Cob Construction: Shelves, Furniture and More

Explore the multifaceted world of cob construction by building shelves, relief sculptures and more that will enhance your cob home and give it more character.


| April 24, 2013



The Cob Builders Handbook by Becky Bee, Chelsea Green Publishing

With “The Cob Builders Handbook” you can learn to make cob, design your own cob home and set out to build it.


Cover Courtesy Chelsea Green Publishing

Cob (an old English word for lump) is old-fashioned concrete, made out of a mixture of clay, sand and straw. Becky Bee’s  The Cob Builders Handbook (Chelsea Green Publishing, 1998) is a friendly guide to making your own earth structure, with chapters on design, foundations, floors, windows and doors, finishes and, of course, making glorious cob. Enhance your cob construction skills and learn how to build fireplaces, cubbies and more in this excerpt “Sculpting Cob Shelves and Furniture.”

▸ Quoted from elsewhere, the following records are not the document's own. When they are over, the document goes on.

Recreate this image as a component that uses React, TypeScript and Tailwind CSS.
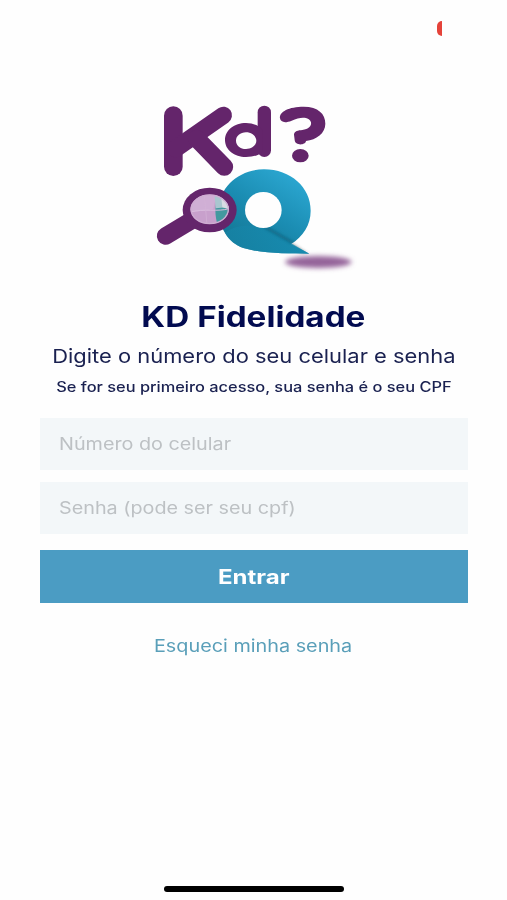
import { useState } from 'react';

const Logo = () => (
  <svg viewBox="0 0 660 570" className="ml-[3px] h-[190px] w-[220px]" aria-label="Kd?">
    <defs>
      <linearGradient id="pin" x1="0.8" y1="0.1" x2="0.25" y2="0.9">
        <stop offset="0" stopColor="#2aa5cf" />
        <stop offset="0.5" stopColor="#1b8db3" />
        <stop offset="1" stopColor="#147896" />
      </linearGradient>
      <linearGradient id="tail" x1="0" y1="0" x2="1" y2="0.3">
        <stop offset="0" stopColor="#1784a6" />
        <stop offset="1" stopColor="#168bb0" />
      </linearGradient>
      <filter id="soft" x="-20%" y="-60%" width="140%" height="220%">
        <feGaussianBlur stdDeviation="8" />
      </filter>
      <filter id="crease" x="-30%" y="-30%" width="160%" height="160%">
        <feGaussianBlur stdDeviation="4" />
      </filter>
      <clipPath id="lens">
        <ellipse cx="194" cy="358" rx="57" ry="44" />
      </clipPath>
      <clipPath id="body">
        <path d="M228 360C228 288 285 238 357 238C437 238 497 292 497 362C497 405 474 440 438 462L420 480L228 440Z" />
      </clipPath>
    </defs>

    {/* shadow on the ground */}
    <ellipse cx="520" cy="516" rx="100" ry="18" fill="#94639a" filter="url(#soft)" />
    <path d="M440 458L486 488L472 490L425 470Z" fill="#555" opacity="0.5" filter="url(#crease)" />

    {/* pin */}
    <path
      d="M222 360C222 288 285 238 357 238C437 238 497 292 497 362C497 405 474 440 438 462L493 491C430 491 350 491 295 474C250 458 222 415 222 360Z"
      fill="url(#pin)"
    />
    <path d="M240 428C275 400 330 405 360 414L493 491C430 491 350 491 295 474C270 465 252 449 240 428Z" fill="url(#tail)" opacity="0.7" />
    <g clipPath="url(#body)">
      <path d="M360 411L446 460" stroke="#0d5872" strokeWidth="7" opacity="0.7" filter="url(#crease)" />
    </g>
    <ellipse cx="355" cy="360" rx="55" ry="54" fill="#fefefe" />

    {/* magnifying glass */}
    <path d="M142 390L62 438" stroke="#64256b" strokeWidth="53" strokeLinecap="round" />
    <ellipse cx="194" cy="360" rx="81" ry="67" fill="#64256b" />
    <g clipPath="url(#lens)">
      <rect x="130" y="310" width="130" height="100" fill="#c8a0cc" />
      <path d="M130 310H215L205 358L130 368Z" fill="#d0afd5" />
      <path d="M218 325C208 348 210 380 218 405H260V325Z" fill="#43999f" />
      <path d="M208 310H260V350L212 355Z" fill="#a9c6cf" />
      <path d="M228 315L260 345V360L232 352Z" fill="#d7dce4" />
      <path d="M137 366C175 355 220 366 252 356" stroke="#d9bddd" strokeWidth="3" fill="none" />
      <path d="M178 314L186 405" stroke="#d3b4d7" strokeWidth="2" />
    </g>
    <ellipse cx="194" cy="358" rx="56" ry="43" fill="none" stroke="#cfacd2" strokeWidth="4" />

    {/* K */}
    <g fill="none" stroke="#64256b" strokeLinecap="round">
      <path d="M85 77V230" strokeWidth="56" />
      <path d="M92 176L235 76" strokeWidth="52" />
      <path d="M155 146L238 231" strokeWidth="53" />
      <path d="M358 67V181" strokeWidth="40" />
    </g>

    {/* d */}
    <path
      fillRule="evenodd"
      fill="#64256b"
      d="M240 150C240 120 268 99 303 99C325 99 345 108 352 120V185C342 196 325 201 303 201C268 201 240 180 240 150ZM273 152C273 166 286 177 303 177C320 177 334 166 334 152C334 138 320 127 303 127C286 127 273 138 273 152Z"
    />

    {/* question mark */}
    <path
      fill="#64256b"
      d="M405 85C402 65 432 50 476 50C520 50 541 72 541 101C541 130 514 149 483 153C482 166 450 168 449 150L447 134C447 123 460 121 472 120C490 118 500 109 498 97C495 82 470 77 440 92C420 100 407 97 405 85Z"
    />
    <ellipse cx="466" cy="197" rx="25" ry="20" fill="#64256b" />
  </svg>
);

type FieldProps = {
  type: string;
  placeholder: string;
  value: string;
  onChange: (value: string) => void;
};

const Field = ({ type, placeholder, value, onChange }: FieldProps) => (
  <div className="h-[52.5px] bg-[#f3f7f9] pl-[19px]">
    <input
      type={type}
      placeholder={placeholder}
      value={value}
      onChange={e => onChange(e.target.value)}
      className="h-full w-[330px] origin-left scale-x-[1.163] bg-transparent text-[17px] text-[#0b1648] outline-none placeholder:text-[#bdc1c4]"
    />
  </div>
);

const App = () => {
  const [phone, setPhone] = useState('');
  const [password, setPassword] = useState('');

  return (
    <div className="flex h-[900px] w-[507px] flex-col overflow-hidden bg-[#fefefe] font-['Inter','Liberation_Sans',sans-serif]">
      <div className="flex h-[90px] justify-end pt-[21px] pr-[65px]">
        <div className="h-[15px] w-[5px] rounded-l-full bg-[#e5433a]" />
      </div>

      <div className="flex justify-center">
        <Logo />
      </div>

      <div className="mt-[17px] flex flex-col items-center whitespace-nowrap text-[#1a2150]">
        <h1 className="h-[41px] scale-x-[1.187] text-[28px] leading-10 font-bold text-[#020b50]">KD Fidelidade</h1>
        <p className="h-[37px] scale-x-[1.153] text-[19px] leading-[38px]">Digite o número do seu celular e senha</p>
        <p className="h-6 scale-x-[1.17] text-[14px] leading-6 font-medium">
          Se for seu primeiro acesso, sua senha é o seu CPF
        </p>
      </div>

      <form className="mt-[18.5px] flex flex-col pr-[39px] pl-10" onSubmit={e => e.preventDefault()}>
        <div className="flex flex-col gap-[11.5px]">
          <Field type="text" placeholder="Número do celular" value={phone} onChange={setPhone} />
          <Field type="password" placeholder="Senha (pode ser seu cpf)" value={password} onChange={setPassword} />
        </div>
        <button type="submit" className="mt-4 h-[53px] bg-[#4b9cc3] pt-px text-white">
          <span className="inline-block scale-x-[1.2] text-[20px] font-bold">Entrar</span>
        </button>
      </form>

      <a href="#" className="mt-[31px] self-center scale-x-[1.165] text-[17px] leading-6 text-[#5a9fb9]">
        Esqueci minha senha
      </a>

      <div className="mt-auto mb-2 ml-[164px] h-1.5 w-[180px] rounded-full bg-black" />
    </div>
  );
};

export default App;
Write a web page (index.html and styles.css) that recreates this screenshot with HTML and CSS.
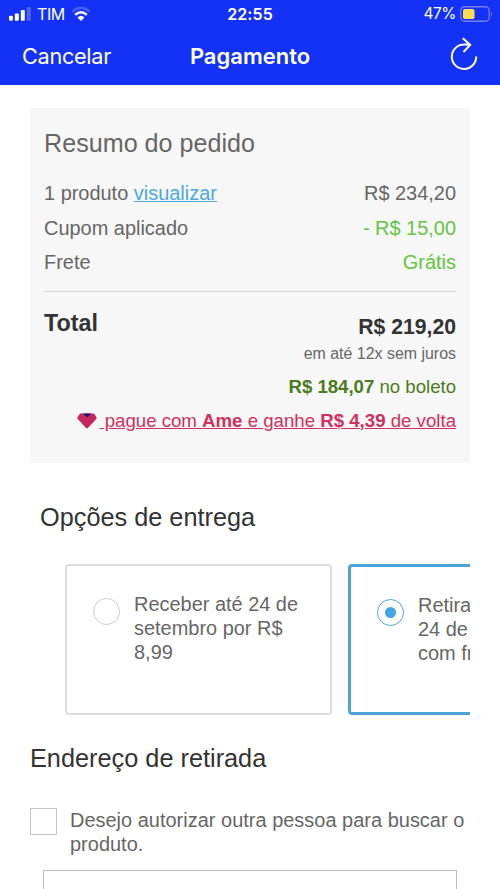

You can purchase this book from the MOTHER EARTH NEWS store: The Cob Builders Handbook.

Building With Cob

Cob is amazing stuff. It’s so strong you can sculpt it out from the wall to create shelves and benches that project into the room (this is called a cantilever). Built-in surfaces for storage and seating maximize your interior space. Make yourself a beautiful window seat by cantilevering a bench out at the bottom of a big window. When you build indoor furniture consider the final floor height, so the seats are at a good position. You can copy the measurements and angles of one of your favorite chairs or couches to help you create a comfy seat. If you want a wide seat or shelves, you may want to build up the thickness of the wall or foundation under the cantilever before you start sculpting it. This will save you time because making a cantilever is time consuming, careful work.

Take extra care to make sure the new addition is well attached to the last cob. Cantilevering takes patience and a little practice. Sometimes the cantilever falls off. Don’t panic, keep at it, just add on a little slower. You can stick little sticks or straw into the cantilever, sticking out into where the next cob will be added. This will help hold the weight until the cob hardens and add to the tensile strength.

If you use something to temporarily hold up the cantilever while it hardens, like a bucket or straw bale, make sure you remove it within a day, or it’ll get stuck as the cob dries and shrinks.

You can always chop away furniture and shelves if you decide you don’t like them later on. It’s possible to add cob furniture after the building is made, but it will be easier and stronger to do it as the building grows.